Last week on Bloomberg News, Javier Blas wrote of a new “Shale Boom” that could...create “OPEC’s Worst Nightmare”.

That sentiment reflects a broad consensus of opinion that has driven oil prices down 30% in two months. The central theme of the article was that the spike in year-on-year change of U.S. production of “oil, condensate, and natural gas liquids”, to 3.0 million barrels per day (MBPD) in August 2018, was proof of shale-oil’s continuing resurgence.

And the price of bananas is up this month too. That’s obviously proof; the year-on-year change in U.S. shale oil production was 1.78 MBPD in August 2018, this month its 1.32 MBPD. That’s down (20%), not up.

A large part of the rest of that was non-shale crude oil; 400,000 BPD new offshore-production coming on-line from, zero the month before. That extra-production was sanctioned before the 2014 bust; which illustrates how long it can take from the final decision for a non-shale-oil venture, until the oil starts to flow. In any case, one spike is not a trend; last month that was down to 300,000 BPD.

This is the chart put up by Javier Blas, with shale-oil superimposed:

However you look at it, change in shale-oil production has been trending down for the past six months. That’s not a sign of a boom set to explode, rather the opposite.

Perhaps the confusion was because the Energy Information Administration (EIA), which reports all those numbers, issues multiple, and in some cases, overlapping-reports, so now-and then commentators can confuse apples with banana’s, or condensate with crude. Also EIA doesn’t add-up all the numbers; so to make useful comparisons, sometimes it’s necessary to do a little simple arithmetic.
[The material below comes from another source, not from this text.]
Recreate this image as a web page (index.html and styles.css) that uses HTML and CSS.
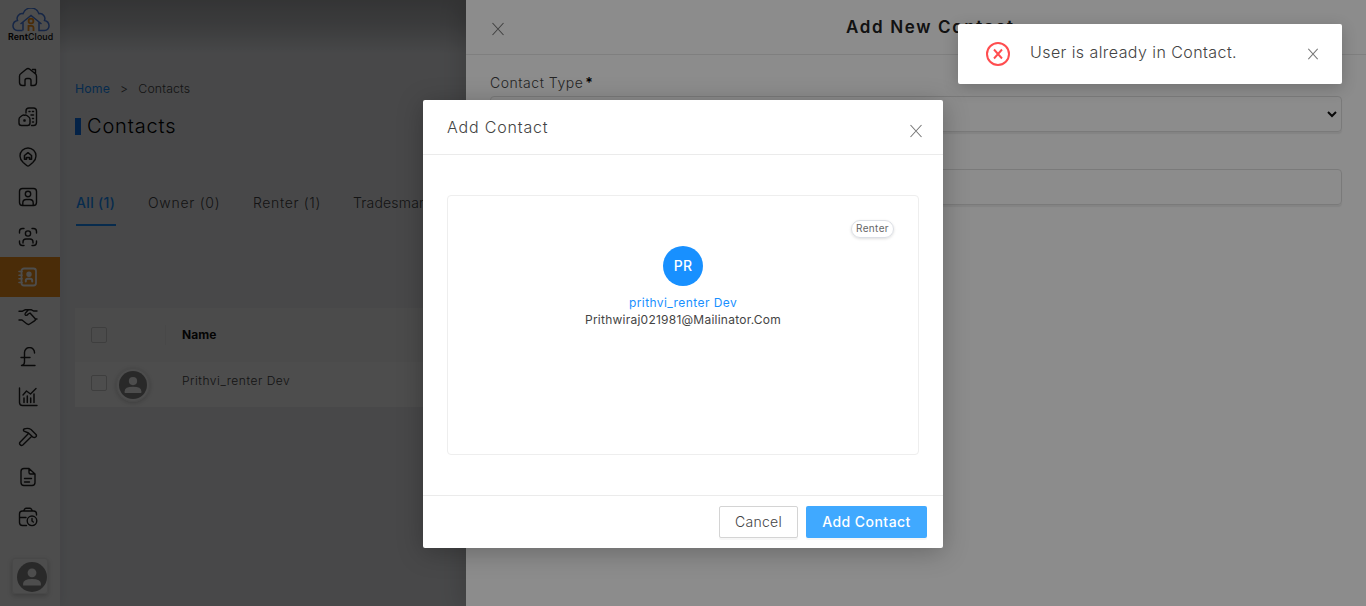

This is a chart of the more recent history:

The black line is the one line in the preceding chart, divided by 12-months for comparison with other monthly estimates. The blue line is total initial production (IP), calculated by multiplying IP-per-rig in each region by numbers of rigs, adding that up and then subtracting total legacy loss. That’s a measure of the capacity, and the enthusiasm of operators to drill.

OK; the down-trend could be a blip, eyeballing trends is a mug’s game; but right now the trend is not up, it’s down; in other words the conclusion of “Shale-Boom round the corner”, might have been incorrect? Perhaps that tag-line should be re-worded to say “Black Swan on the Horizon”?

“Black-Swan” because if shale doesn’t deliver what almost everyone is projecting, and conventional E&P, which is still in the doldrums, cannot deliver enough to plug that gap, which is what the CEO of Schlumberger and the Director of IEA, recently warned might happen, the price of oil could spike.

Granted, there are plausible reasons for why the trend in growth-rate of shale-oil production has been going down, not up, some of which are presented by Javier Blas. His overriding thesis is that now, the pipelines serving Permian, are maxed-out, new pipelines are being built, once those come on line, there will be a boom.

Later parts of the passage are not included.